### Exercise:
How many lines of these records hold the string "this"? Reply with the number alone.

### Task input:
========
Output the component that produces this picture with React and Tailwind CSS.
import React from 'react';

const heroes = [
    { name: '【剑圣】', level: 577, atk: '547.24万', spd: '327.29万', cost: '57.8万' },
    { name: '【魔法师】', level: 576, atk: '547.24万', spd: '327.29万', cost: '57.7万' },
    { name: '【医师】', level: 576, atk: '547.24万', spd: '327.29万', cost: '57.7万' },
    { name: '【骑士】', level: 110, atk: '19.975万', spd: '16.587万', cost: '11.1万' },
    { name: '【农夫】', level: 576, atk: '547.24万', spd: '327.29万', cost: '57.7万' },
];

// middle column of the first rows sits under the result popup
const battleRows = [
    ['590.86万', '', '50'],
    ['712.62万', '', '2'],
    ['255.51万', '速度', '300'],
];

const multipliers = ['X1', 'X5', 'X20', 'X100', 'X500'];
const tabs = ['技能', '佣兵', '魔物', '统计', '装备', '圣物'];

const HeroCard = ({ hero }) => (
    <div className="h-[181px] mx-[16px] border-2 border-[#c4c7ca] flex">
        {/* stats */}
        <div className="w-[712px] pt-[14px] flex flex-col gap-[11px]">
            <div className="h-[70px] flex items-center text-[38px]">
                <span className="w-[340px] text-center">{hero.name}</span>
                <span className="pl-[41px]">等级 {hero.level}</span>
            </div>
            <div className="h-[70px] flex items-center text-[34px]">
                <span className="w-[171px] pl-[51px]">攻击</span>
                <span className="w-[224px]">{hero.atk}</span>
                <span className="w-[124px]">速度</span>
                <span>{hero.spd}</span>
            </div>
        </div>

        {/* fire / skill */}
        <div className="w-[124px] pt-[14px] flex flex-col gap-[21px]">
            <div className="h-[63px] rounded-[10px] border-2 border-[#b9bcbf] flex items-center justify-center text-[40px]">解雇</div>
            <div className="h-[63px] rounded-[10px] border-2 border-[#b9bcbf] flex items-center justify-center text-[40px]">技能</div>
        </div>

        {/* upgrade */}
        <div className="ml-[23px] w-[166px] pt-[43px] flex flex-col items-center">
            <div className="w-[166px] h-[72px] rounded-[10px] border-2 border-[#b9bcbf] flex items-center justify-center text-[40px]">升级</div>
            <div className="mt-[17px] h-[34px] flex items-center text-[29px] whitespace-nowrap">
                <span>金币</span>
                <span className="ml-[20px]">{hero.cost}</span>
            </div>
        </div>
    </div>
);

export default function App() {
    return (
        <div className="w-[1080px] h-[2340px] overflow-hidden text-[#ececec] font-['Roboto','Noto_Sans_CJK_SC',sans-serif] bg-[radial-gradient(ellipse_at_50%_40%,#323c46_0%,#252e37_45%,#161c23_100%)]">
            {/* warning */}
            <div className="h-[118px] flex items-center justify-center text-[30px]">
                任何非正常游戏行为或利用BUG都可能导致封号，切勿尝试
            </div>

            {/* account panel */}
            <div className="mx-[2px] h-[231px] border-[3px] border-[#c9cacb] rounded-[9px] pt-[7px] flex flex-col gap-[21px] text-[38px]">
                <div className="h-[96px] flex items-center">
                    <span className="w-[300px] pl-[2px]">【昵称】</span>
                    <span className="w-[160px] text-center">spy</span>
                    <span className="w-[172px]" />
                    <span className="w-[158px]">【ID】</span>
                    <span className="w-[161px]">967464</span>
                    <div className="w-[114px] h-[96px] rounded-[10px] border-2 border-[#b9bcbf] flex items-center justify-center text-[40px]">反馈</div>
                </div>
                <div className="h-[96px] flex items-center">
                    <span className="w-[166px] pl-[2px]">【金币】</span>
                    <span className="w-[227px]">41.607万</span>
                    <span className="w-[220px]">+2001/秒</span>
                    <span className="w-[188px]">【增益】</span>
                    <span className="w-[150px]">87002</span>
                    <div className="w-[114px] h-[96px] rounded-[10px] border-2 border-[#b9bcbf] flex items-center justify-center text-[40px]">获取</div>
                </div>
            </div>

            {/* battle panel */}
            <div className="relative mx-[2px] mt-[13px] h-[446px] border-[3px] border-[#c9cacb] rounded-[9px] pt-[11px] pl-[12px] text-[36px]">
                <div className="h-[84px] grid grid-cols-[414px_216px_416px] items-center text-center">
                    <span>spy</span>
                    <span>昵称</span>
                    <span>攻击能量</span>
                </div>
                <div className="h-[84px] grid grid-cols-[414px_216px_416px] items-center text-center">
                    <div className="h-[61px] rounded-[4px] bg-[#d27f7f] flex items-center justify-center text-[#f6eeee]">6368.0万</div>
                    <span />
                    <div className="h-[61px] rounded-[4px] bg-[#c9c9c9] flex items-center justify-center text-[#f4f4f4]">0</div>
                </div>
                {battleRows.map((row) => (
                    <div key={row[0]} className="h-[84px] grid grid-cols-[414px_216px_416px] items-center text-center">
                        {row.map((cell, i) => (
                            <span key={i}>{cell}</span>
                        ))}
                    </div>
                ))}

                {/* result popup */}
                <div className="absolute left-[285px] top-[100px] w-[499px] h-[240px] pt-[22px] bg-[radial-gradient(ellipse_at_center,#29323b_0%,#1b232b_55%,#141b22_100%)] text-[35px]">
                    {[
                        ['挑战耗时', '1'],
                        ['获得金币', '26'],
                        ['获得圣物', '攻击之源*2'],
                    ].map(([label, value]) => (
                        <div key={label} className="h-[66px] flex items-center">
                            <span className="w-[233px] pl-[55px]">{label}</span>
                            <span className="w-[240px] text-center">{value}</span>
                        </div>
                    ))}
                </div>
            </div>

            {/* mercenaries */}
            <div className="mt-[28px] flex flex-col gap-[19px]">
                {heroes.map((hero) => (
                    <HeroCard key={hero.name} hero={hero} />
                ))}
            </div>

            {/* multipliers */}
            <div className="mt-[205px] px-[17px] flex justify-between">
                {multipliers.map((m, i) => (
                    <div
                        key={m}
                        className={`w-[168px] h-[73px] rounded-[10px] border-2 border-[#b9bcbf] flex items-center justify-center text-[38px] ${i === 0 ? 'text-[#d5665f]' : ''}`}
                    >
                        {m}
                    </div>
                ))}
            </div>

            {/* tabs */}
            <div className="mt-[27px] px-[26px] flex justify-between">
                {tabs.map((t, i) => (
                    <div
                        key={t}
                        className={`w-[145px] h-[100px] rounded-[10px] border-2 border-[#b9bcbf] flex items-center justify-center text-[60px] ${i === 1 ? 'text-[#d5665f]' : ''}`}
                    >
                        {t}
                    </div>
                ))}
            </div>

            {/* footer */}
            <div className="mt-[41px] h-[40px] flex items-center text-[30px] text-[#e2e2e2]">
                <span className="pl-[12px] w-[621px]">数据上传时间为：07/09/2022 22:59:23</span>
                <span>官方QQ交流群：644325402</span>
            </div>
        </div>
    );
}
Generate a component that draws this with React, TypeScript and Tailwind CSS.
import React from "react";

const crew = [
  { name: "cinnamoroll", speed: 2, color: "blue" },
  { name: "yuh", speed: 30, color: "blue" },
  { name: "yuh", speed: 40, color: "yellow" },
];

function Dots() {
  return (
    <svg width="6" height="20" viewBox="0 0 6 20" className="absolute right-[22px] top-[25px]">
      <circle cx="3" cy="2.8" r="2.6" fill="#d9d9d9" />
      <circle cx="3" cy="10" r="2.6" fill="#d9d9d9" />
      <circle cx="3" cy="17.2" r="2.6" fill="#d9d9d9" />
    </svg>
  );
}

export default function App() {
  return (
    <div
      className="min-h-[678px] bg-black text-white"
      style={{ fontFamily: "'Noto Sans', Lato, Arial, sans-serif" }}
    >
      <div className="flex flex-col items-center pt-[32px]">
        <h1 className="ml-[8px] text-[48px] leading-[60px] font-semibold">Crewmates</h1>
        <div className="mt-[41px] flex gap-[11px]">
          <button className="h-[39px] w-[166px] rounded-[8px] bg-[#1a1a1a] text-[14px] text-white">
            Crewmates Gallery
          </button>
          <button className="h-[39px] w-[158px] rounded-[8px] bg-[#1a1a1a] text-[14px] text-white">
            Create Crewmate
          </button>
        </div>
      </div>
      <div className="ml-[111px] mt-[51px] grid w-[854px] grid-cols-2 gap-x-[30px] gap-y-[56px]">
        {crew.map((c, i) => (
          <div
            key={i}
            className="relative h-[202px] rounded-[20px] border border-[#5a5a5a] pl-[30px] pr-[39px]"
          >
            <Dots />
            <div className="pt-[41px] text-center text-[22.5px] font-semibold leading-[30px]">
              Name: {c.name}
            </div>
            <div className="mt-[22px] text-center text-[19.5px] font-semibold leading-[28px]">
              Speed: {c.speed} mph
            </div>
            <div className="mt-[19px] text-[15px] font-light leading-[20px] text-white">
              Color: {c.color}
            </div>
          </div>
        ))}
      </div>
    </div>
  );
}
========
### Exercise output:
2